WRITTEN REQUEST:
Read the material below and count the lines holding the string "styles". Give that count with nothing added.

DATASET SECTION:
================
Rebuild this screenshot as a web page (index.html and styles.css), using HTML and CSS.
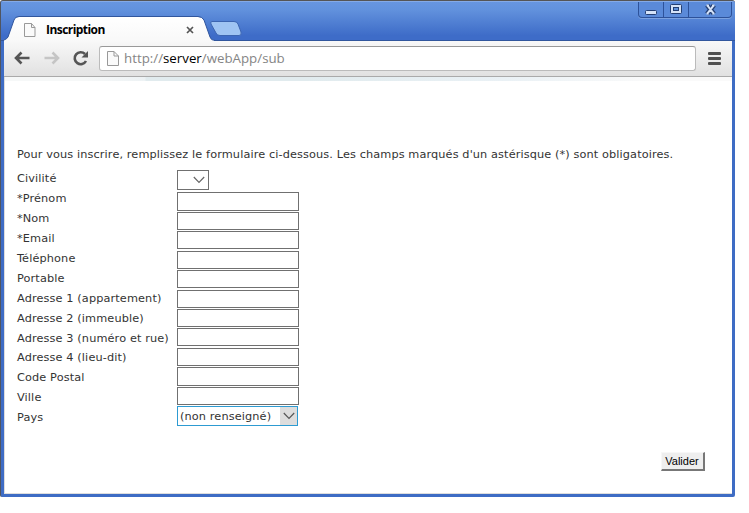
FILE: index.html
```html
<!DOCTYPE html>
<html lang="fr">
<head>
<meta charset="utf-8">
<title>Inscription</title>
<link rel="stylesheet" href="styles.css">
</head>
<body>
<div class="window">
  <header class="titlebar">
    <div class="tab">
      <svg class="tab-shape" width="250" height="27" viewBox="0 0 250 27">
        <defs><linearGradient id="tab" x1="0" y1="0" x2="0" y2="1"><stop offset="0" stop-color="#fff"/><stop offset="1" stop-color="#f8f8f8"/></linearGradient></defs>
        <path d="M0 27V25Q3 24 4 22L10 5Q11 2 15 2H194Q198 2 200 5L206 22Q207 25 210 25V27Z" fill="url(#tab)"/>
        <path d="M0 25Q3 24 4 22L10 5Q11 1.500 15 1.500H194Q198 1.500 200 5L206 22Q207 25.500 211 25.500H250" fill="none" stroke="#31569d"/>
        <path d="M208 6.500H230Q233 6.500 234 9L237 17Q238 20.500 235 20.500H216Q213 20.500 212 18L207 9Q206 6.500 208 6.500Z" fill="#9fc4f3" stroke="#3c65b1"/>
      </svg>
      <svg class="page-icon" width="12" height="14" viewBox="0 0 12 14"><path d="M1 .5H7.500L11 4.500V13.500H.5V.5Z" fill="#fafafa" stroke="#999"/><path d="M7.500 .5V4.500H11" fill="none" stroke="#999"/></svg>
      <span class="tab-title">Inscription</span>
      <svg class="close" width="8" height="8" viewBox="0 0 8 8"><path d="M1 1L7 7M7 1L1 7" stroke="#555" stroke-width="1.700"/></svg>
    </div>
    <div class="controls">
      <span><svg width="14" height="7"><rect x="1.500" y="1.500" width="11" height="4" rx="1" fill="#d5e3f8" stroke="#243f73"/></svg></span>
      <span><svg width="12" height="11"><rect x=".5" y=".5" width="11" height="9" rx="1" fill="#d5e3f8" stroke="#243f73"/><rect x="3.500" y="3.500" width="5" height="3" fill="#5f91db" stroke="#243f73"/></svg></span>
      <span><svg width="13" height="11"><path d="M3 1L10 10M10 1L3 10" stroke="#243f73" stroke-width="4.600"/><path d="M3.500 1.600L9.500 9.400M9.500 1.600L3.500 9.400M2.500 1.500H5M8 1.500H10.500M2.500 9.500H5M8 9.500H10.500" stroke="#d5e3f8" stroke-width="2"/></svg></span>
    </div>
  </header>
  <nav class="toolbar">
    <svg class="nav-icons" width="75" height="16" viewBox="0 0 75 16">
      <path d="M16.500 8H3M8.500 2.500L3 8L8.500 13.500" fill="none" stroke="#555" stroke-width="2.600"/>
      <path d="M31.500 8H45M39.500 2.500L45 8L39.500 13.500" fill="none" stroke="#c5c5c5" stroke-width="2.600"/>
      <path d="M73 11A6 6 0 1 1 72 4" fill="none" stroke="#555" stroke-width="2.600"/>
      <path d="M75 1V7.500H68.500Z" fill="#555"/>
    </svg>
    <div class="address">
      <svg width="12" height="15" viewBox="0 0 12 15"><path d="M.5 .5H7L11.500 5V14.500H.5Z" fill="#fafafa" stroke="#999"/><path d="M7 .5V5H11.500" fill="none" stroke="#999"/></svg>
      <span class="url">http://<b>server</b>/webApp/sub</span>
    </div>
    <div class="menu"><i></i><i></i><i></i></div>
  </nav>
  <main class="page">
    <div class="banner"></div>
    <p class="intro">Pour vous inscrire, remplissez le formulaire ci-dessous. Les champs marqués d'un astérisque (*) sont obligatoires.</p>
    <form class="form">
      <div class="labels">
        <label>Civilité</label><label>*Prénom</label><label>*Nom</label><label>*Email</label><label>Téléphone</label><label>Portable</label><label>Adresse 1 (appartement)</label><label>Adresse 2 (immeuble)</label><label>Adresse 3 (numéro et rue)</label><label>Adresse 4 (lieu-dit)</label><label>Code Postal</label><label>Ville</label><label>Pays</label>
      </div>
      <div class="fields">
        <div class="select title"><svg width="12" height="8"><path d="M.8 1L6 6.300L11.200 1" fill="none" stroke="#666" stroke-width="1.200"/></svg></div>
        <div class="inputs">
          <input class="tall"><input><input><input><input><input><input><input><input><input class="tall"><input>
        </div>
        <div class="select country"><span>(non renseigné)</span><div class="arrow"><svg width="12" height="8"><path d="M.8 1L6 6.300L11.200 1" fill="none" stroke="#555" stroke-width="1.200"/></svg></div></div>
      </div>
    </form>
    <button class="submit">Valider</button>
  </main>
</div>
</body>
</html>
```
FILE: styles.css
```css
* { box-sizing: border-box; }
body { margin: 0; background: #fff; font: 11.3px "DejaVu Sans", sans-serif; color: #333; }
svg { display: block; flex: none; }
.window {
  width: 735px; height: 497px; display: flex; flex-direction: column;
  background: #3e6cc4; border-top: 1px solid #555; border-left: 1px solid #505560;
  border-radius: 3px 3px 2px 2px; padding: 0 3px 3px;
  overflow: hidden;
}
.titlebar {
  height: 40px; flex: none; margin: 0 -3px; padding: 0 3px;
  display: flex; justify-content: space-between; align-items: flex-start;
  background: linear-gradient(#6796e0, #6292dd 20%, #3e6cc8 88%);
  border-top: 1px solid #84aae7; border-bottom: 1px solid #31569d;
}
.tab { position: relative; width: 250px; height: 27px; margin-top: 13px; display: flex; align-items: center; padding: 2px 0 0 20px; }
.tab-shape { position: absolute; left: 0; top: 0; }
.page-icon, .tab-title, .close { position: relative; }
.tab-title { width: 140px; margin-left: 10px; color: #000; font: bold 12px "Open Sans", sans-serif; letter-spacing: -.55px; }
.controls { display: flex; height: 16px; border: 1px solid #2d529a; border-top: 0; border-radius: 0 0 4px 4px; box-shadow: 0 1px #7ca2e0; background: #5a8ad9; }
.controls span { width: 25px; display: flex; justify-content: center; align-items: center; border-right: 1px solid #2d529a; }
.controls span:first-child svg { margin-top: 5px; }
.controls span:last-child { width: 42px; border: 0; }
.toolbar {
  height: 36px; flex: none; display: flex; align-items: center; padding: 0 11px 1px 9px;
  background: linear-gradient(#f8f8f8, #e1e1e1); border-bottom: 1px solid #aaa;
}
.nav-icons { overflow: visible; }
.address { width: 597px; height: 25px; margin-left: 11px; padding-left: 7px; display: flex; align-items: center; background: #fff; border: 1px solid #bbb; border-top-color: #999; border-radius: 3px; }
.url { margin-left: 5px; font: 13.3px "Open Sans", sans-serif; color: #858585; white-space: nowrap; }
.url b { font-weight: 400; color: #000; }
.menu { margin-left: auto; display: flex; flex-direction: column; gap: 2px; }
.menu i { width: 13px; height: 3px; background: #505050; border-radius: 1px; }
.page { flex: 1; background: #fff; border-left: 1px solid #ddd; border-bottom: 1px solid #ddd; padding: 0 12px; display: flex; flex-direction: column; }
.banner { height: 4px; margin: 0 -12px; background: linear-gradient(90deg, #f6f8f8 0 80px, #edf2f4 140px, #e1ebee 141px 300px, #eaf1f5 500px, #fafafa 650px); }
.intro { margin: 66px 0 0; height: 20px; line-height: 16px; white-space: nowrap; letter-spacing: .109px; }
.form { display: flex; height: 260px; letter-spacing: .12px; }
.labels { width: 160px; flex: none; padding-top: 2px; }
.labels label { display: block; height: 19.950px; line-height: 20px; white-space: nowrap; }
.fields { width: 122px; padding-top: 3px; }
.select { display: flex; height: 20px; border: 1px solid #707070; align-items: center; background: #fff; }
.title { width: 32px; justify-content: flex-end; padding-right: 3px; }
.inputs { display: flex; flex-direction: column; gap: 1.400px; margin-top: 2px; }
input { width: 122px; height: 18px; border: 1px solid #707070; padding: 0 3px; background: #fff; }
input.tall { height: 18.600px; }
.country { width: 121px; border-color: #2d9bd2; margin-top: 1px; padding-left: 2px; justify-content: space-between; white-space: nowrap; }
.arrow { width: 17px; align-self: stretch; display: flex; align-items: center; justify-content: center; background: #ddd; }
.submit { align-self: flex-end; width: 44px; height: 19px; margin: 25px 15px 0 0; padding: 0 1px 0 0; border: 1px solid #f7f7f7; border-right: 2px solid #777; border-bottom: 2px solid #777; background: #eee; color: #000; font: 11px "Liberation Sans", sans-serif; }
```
================
WRITTEN ANSWER:
3